2-teilige Installation, 2025, Papierhohlform, kaschiert, Acryl, Höhe der einzelnen Formen etwa 74cm, Durchmesser der einzelnen Formen etwa 17cm

 

Germaine Richter nimmt das Thema der Substitution, bzw. der Transformation, wie es im Ausstellungstitel anvisiert wird nicht wörtlich, also bezogen auf unsere dingliche Welt, sondern metaphorisch.

 

 

Ihr Thema ist der Mensch. „Land“ und „Fluss“ stehen für zwei Pole, zwischen denen sich etwas ereignet. Zu diesen fluiden Erscheinungsformen gestaltet sie zwei Werkgruppen.

 

In der 6-teiligen Installation „Ich ist nur ein Teil von mir“ kreist sie gedanklich um die Gegensätze von „innen-außen“, „zeigen-verdecken“, „erkennen-ignorieren“. In der äußeren Form spielt sie dabei humorvoll auf eine Kapsel, eine Verpuppung an.

 

Das Ich kann sich selbst betrachten oder von anderen von außen betrachtet werden. Beide Sichtweisen sind abhängig von vielen individuellen Faktoren der agierenden Menschen, solchen, die sie selbst bestimmen können und wollen, und solchen, über die sie weniger bewusste Entscheidungs-möglichkeiten haben. Das entstehende Bild von einem Menschen entwickelt sich beispielsweise aufgrund von Willens-kraft, Zielsetzungen, argumentativen Kriterien, Gefühlslagen, Stim-mungen, intuitiven Maßnahmen und Wahrnehmungen.

 

Das Ich ist nie als Ganzes wahrnehmbar, auch die zeitliche Entwicklung verhindert das.

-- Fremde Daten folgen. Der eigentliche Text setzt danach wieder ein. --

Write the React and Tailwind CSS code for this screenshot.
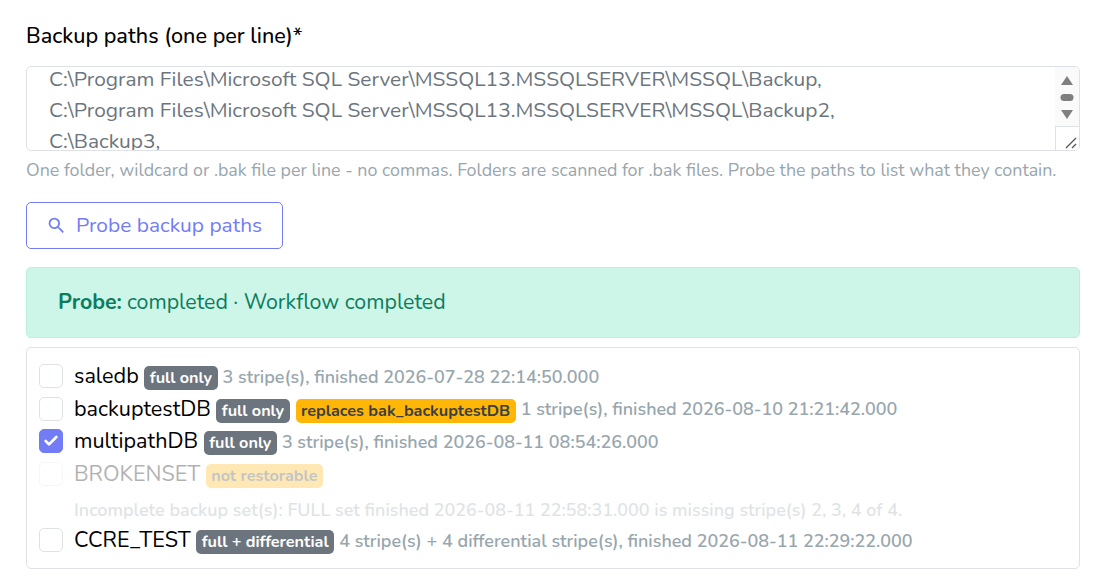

Die äußere Form ist nicht deckungsgleich mit dem Inneren. Jede Äußerung zu einem Ich bewegt sich in Vermutung, Annäherung und muss fluide gelesen werden. Sie ist individuell abhängig. Die jederzeit anstehenden Entscheidungen zur Beurteilung können als Wegkreuzungen gesehen werden, die auch andere Lösungen denkbar machen. Zu allem gibt es immer Alternativen.

 

Aus der Position des Ich: Wie will ich gesehen werden? Was offenbare ich? Was verberge ich?

 

Aus der Position des Betrachters: Was fällt mir auf? Was bleibt mir verborgen? Welche eigenen Faktoren bestimmen meinen Blick auf den Anderen?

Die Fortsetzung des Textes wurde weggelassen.